• _Source data_:

— start —

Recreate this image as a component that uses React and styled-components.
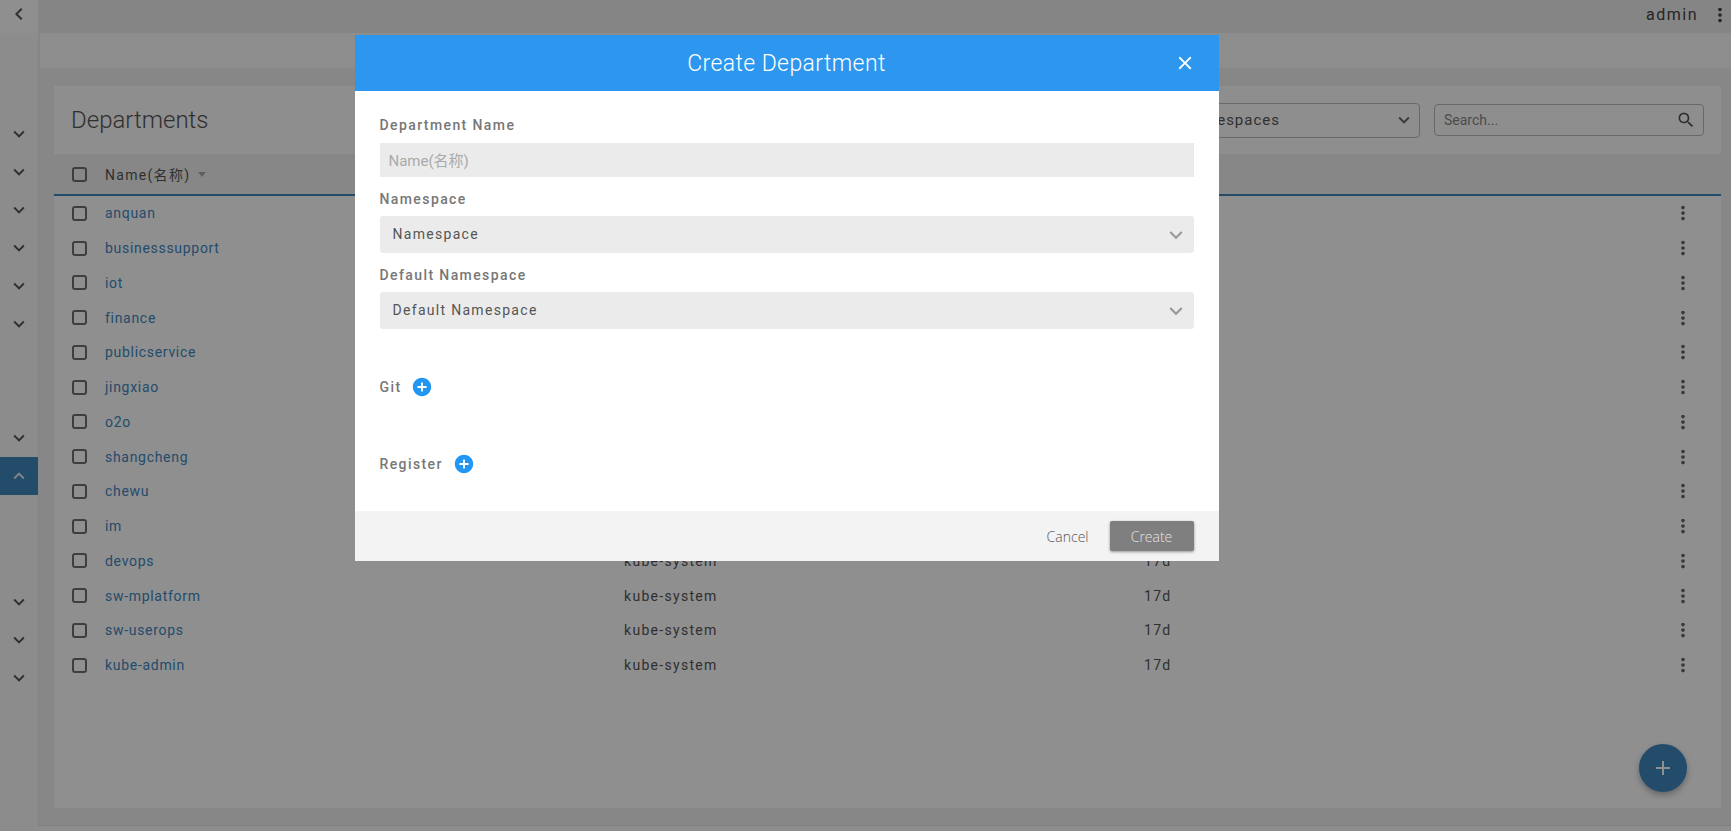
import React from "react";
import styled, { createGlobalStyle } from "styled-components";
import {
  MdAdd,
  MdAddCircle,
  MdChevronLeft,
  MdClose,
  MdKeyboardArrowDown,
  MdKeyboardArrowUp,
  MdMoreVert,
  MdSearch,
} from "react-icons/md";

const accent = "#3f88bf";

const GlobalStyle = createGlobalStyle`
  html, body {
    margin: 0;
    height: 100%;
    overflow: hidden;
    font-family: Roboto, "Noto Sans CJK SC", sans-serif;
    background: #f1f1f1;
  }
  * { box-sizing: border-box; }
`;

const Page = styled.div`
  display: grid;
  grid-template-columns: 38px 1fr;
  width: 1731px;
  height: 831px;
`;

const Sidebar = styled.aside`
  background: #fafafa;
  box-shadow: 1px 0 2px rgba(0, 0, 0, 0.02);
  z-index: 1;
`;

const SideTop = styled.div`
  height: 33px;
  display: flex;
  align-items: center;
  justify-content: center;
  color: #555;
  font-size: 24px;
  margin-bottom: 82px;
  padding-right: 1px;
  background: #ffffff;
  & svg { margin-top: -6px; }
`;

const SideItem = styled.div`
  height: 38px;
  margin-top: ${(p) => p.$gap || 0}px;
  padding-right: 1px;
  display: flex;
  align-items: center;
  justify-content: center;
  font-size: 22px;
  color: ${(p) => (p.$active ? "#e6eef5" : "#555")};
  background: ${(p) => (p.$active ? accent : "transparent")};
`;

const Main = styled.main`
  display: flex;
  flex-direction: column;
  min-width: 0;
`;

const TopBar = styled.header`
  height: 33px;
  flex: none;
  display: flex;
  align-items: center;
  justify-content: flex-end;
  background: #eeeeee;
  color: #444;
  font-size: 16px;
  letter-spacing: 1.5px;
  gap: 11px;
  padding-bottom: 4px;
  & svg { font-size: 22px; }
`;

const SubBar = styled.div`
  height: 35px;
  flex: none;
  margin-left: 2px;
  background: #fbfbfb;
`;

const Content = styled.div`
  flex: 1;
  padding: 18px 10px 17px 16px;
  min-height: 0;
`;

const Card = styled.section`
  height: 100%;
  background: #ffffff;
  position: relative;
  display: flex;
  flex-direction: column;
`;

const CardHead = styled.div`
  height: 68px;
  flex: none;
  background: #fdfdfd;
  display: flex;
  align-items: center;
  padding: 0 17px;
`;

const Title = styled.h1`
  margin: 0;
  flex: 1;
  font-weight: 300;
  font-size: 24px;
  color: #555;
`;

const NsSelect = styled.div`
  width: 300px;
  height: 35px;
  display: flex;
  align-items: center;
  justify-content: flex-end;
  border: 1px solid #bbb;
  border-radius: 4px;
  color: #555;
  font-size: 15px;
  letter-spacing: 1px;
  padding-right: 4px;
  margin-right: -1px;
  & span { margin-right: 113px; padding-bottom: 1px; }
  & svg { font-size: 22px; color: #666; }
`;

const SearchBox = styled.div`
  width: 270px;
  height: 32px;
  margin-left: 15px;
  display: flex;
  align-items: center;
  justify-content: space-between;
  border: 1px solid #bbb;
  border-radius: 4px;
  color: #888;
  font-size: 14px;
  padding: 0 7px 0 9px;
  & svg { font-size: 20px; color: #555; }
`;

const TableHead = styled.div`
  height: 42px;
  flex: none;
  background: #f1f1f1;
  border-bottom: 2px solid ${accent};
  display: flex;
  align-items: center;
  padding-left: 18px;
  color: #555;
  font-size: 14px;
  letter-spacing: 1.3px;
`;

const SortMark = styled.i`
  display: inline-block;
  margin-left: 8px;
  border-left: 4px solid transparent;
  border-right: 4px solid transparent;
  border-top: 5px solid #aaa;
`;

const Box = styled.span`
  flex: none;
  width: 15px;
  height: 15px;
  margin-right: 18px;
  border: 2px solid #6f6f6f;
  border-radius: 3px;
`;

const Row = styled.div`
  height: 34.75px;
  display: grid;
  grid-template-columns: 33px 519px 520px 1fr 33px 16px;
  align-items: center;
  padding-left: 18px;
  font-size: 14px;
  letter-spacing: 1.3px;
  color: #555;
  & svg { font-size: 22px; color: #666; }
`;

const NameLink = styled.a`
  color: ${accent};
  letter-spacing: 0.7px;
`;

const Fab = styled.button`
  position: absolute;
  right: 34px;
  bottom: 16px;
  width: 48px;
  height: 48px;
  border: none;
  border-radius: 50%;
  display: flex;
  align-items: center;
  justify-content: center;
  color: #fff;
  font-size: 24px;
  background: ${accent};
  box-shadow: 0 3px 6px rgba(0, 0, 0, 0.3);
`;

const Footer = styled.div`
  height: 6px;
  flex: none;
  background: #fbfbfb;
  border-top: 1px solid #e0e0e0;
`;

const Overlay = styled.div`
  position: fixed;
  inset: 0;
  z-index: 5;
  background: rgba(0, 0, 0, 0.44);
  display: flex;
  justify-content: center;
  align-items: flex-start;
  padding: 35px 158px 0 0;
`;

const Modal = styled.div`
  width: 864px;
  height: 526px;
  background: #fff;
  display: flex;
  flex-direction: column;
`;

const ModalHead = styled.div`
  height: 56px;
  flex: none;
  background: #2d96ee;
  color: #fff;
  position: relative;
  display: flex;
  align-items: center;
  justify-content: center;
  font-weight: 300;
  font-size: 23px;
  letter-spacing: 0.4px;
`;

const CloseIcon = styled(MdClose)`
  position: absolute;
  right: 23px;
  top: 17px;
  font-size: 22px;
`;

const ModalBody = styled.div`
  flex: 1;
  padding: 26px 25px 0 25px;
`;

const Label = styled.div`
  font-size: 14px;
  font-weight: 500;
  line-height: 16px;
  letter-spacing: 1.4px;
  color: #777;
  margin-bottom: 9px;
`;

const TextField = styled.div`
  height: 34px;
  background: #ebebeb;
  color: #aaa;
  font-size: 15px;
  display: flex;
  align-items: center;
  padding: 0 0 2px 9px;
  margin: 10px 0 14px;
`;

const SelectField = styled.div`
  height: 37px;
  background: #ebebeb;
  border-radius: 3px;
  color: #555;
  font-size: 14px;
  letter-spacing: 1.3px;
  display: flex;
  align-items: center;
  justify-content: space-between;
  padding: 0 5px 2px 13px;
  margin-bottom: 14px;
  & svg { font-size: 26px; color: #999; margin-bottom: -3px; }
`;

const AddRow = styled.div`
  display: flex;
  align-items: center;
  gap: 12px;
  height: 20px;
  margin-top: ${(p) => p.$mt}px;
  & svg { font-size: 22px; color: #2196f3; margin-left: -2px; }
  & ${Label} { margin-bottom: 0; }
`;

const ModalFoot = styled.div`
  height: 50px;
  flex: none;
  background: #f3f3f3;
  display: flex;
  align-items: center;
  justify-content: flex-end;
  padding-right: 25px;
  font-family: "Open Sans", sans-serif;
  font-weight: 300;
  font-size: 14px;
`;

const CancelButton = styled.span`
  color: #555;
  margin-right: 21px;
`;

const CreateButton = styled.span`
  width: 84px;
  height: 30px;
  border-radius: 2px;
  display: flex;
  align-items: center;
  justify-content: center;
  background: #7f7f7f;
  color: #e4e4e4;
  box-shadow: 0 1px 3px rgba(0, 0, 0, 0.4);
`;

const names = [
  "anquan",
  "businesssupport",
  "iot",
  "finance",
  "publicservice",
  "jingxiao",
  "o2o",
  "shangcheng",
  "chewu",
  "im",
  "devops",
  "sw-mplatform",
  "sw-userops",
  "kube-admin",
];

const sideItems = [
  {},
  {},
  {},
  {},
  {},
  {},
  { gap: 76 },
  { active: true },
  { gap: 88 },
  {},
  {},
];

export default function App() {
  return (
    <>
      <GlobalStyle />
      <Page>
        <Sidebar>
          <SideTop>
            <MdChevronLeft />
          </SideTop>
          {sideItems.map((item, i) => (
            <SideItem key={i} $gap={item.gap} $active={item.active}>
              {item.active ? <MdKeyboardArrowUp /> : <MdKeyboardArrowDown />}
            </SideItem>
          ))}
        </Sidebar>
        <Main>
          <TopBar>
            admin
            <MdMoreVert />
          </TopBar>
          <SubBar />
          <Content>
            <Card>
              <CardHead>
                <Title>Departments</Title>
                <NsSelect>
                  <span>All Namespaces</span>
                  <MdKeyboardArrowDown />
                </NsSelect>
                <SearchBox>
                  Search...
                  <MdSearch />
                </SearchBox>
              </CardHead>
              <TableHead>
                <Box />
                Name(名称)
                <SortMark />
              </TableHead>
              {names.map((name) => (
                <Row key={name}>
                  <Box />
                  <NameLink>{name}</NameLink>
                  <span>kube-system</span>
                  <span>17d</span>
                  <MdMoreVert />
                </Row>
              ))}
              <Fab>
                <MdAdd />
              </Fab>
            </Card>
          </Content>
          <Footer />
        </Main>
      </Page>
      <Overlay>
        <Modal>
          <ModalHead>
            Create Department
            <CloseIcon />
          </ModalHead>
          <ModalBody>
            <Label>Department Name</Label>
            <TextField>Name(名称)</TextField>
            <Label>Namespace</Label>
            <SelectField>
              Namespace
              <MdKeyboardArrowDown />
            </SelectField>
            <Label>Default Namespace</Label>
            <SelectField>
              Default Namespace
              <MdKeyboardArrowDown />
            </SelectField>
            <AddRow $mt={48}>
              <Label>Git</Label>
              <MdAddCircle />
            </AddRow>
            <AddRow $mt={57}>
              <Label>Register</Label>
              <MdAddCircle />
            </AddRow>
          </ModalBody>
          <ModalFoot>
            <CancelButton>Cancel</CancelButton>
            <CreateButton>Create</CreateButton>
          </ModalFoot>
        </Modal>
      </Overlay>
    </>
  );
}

— end —

• _Work to complete_: Across the material above, how many lines include the string "components"? Only the number is wanted.

• _Solution_: 2